(Exercise): Make an exact copy of the lines, leaving the pictures out.

============================================================

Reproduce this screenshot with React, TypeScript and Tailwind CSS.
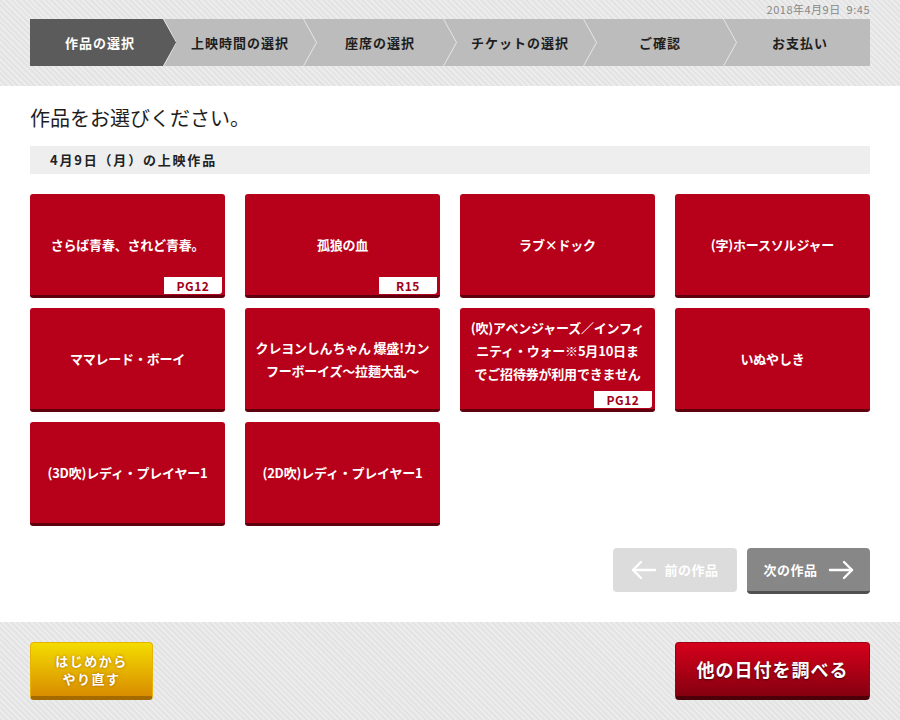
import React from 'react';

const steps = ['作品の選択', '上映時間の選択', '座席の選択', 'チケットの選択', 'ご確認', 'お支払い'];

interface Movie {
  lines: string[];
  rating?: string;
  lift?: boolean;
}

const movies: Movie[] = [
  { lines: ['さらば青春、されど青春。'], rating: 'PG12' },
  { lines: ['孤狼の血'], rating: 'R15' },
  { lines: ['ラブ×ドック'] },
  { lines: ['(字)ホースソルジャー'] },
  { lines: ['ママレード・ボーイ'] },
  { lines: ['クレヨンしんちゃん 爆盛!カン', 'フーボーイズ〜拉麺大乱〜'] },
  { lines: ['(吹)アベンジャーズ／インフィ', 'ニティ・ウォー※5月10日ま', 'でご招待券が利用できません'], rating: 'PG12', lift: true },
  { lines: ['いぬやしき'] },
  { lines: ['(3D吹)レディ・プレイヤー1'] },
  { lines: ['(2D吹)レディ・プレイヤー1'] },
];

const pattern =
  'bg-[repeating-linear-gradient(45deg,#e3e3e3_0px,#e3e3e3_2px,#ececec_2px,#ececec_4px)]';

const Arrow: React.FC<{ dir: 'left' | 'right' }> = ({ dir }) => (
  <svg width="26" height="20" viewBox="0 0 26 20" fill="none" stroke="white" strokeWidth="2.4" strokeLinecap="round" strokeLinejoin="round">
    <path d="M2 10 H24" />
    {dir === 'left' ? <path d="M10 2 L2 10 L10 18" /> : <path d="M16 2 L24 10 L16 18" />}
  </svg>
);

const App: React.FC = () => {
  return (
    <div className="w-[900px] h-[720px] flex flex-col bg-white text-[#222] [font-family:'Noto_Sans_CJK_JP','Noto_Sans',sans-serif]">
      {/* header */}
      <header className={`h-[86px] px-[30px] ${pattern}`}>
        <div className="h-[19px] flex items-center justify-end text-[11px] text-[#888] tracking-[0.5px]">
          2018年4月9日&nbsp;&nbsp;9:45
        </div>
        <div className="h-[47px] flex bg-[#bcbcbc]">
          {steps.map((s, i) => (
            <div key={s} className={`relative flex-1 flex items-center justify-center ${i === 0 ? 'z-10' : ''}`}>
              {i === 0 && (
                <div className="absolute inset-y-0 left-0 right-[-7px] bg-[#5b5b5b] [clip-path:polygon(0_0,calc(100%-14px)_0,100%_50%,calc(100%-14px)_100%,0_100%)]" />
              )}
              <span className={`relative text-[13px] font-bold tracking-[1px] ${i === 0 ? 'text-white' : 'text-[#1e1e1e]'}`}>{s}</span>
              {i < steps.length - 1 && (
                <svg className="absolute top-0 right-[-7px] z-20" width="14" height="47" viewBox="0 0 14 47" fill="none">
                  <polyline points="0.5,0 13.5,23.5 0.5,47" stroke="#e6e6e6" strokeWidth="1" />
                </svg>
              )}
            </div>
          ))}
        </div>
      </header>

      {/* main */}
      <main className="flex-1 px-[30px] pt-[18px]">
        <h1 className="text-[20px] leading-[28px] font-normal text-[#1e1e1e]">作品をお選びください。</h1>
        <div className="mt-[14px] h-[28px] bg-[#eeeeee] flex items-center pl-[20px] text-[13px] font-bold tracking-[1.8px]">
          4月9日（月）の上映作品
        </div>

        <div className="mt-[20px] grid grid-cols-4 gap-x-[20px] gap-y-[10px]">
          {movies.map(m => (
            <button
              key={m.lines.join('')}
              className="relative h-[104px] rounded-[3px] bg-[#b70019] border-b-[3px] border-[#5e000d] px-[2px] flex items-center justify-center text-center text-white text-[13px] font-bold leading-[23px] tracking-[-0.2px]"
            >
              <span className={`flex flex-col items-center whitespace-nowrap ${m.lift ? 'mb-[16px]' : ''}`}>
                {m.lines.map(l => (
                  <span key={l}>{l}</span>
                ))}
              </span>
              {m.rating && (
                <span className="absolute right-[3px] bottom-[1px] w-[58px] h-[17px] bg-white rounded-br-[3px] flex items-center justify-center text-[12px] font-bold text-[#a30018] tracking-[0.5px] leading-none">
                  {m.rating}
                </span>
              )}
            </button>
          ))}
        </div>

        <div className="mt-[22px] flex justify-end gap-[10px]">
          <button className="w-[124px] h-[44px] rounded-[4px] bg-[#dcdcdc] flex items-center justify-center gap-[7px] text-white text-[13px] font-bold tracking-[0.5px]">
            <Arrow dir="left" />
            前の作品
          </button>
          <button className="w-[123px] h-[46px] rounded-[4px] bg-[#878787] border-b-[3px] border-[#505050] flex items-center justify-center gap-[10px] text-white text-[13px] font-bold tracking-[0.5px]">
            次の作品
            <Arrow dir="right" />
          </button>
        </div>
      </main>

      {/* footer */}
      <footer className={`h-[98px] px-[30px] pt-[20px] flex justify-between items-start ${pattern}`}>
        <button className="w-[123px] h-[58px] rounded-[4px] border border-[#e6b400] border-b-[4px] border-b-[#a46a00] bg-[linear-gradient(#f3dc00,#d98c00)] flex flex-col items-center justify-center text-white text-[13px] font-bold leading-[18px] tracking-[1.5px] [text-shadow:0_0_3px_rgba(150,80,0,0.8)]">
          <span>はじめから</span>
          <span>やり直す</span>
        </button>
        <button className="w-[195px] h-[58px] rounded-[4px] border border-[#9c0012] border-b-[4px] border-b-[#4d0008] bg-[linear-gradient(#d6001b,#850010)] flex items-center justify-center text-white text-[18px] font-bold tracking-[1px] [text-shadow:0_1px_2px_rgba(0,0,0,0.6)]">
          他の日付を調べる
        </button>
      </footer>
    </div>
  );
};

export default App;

============================================================

(Expected output):
Reproduce this screenshot with React, TypeScript and Tailwind CSS.
import React from 'react';

const steps = ['作品の選択', '上映時間の選択', '座席の選択', 'チケットの選択', 'ご確認', 'お支払い'];

interface Movie {
  lines: string[];
  rating?: string;
  lift?: boolean;
}

const movies: Movie[] = [
  { lines: ['さらば青春、されど青春。'], rating: 'PG12' },
  { lines: ['孤狼の血'], rating: 'R15' },
  { lines: ['ラブ×ドック'] },
  { lines: ['(字)ホースソルジャー'] },
  { lines: ['ママレード・ボーイ'] },
  { lines: ['クレヨンしんちゃん 爆盛!カン', 'フーボーイズ〜拉麺大乱〜'] },
  { lines: ['(吹)アベンジャーズ／インフィ', 'ニティ・ウォー※5月10日ま', 'でご招待券が利用できません'], rating: 'PG12', lift: true },
  { lines: ['いぬやしき'] },
  { lines: ['(3D吹)レディ・プレイヤー1'] },
  { lines: ['(2D吹)レディ・プレイヤー1'] },
];

const pattern =
  'bg-[repeating-linear-gradient(45deg,#e3e3e3_0px,#e3e3e3_2px,#ececec_2px,#ececec_4px)]';

const Arrow: React.FC<{ dir: 'left' | 'right' }> = ({ dir }) => (
  <svg width="26" height="20" viewBox="0 0 26 20" fill="none" stroke="white" strokeWidth="2.4" strokeLinecap="round" strokeLinejoin="round">
    <path d="M2 10 H24" />
    {dir === 'left' ? <path d="M10 2 L2 10 L10 18" /> : <path d="M16 2 L24 10 L16 18" />}
  </svg>
);

const App: React.FC = () => {
  return (
    <div className="w-[900px] h-[720px] flex flex-col bg-white text-[#222] [font-family:'Noto_Sans_CJK_JP','Noto_Sans',sans-serif]">
      {/* header */}
      <header className={`h-[86px] px-[30px] ${pattern}`}>
        <div className="h-[19px] flex items-center justify-end text-[11px] text-[#888] tracking-[0.5px]">
          2018年4月9日&nbsp;&nbsp;9:45
        </div>
        <div className="h-[47px] flex bg-[#bcbcbc]">
          {steps.map((s, i) => (
            <div key={s} className={`relative flex-1 flex items-center justify-center ${i === 0 ? 'z-10' : ''}`}>
              {i === 0 && (
                <div className="absolute inset-y-0 left-0 right-[-7px] bg-[#5b5b5b] [clip-path:polygon(0_0,calc(100%-14px)_0,100%_50%,calc(100%-14px)_100%,0_100%)]" />
              )}
              <span className={`relative text-[13px] font-bold tracking-[1px] ${i === 0 ? 'text-white' : 'text-[#1e1e1e]'}`}>{s}</span>
              {i < steps.length - 1 && (
                <svg className="absolute top-0 right-[-7px] z-20" width="14" height="47" viewBox="0 0 14 47" fill="none">
                  <polyline points="0.5,0 13.5,23.5 0.5,47" stroke="#e6e6e6" strokeWidth="1" />
                </svg>
              )}
            </div>
          ))}
        </div>
      </header>

      {/* main */}
      <main className="flex-1 px-[30px] pt-[18px]">
        <h1 className="text-[20px] leading-[28px] font-normal text-[#1e1e1e]">作品をお選びください。</h1>
        <div className="mt-[14px] h-[28px] bg-[#eeeeee] flex items-center pl-[20px] text-[13px] font-bold tracking-[1.8px]">
          4月9日（月）の上映作品
        </div>

        <div className="mt-[20px] grid grid-cols-4 gap-x-[20px] gap-y-[10px]">
          {movies.map(m => (
            <button
              key={m.lines.join('')}
              className="relative h-[104px] rounded-[3px] bg-[#b70019] border-b-[3px] border-[#5e000d] px-[2px] flex items-center justify-center text-center text-white text-[13px] font-bold leading-[23px] tracking-[-0.2px]"
            >
              <span className={`flex flex-col items-center whitespace-nowrap ${m.lift ? 'mb-[16px]' : ''}`}>
                {m.lines.map(l => (
                  <span key={l}>{l}</span>
                ))}
              </span>
              {m.rating && (
                <span className="absolute right-[3px] bottom-[1px] w-[58px] h-[17px] bg-white rounded-br-[3px] flex items-center justify-center text-[12px] font-bold text-[#a30018] tracking-[0.5px] leading-none">
                  {m.rating}
                </span>
              )}
            </button>
          ))}
        </div>

        <div className="mt-[22px] flex justify-end gap-[10px]">
          <button className="w-[124px] h-[44px] rounded-[4px] bg-[#dcdcdc] flex items-center justify-center gap-[7px] text-white text-[13px] font-bold tracking-[0.5px]">
            <Arrow dir="left" />
            前の作品
          </button>
          <button className="w-[123px] h-[46px] rounded-[4px] bg-[#878787] border-b-[3px] border-[#505050] flex items-center justify-center gap-[10px] text-white text-[13px] font-bold tracking-[0.5px]">
            次の作品
            <Arrow dir="right" />
          </button>
        </div>
      </main>

      {/* footer */}
      <footer className={`h-[98px] px-[30px] pt-[20px] flex justify-between items-start ${pattern}`}>
        <button className="w-[123px] h-[58px] rounded-[4px] border border-[#e6b400] border-b-[4px] border-b-[#a46a00] bg-[linear-gradient(#f3dc00,#d98c00)] flex flex-col items-center justify-center text-white text-[13px] font-bold leading-[18px] tracking-[1.5px] [text-shadow:0_0_3px_rgba(150,80,0,0.8)]">
          <span>はじめから</span>
          <span>やり直す</span>
        </button>
        <button className="w-[195px] h-[58px] rounded-[4px] border border-[#9c0012] border-b-[4px] border-b-[#4d0008] bg-[linear-gradient(#d6001b,#850010)] flex items-center justify-center text-white text-[18px] font-bold tracking-[1px] [text-shadow:0_1px_2px_rgba(0,0,0,0.6)]">
          他の日付を調べる
        </button>
      </footer>
    </div>
  );
};

export default App;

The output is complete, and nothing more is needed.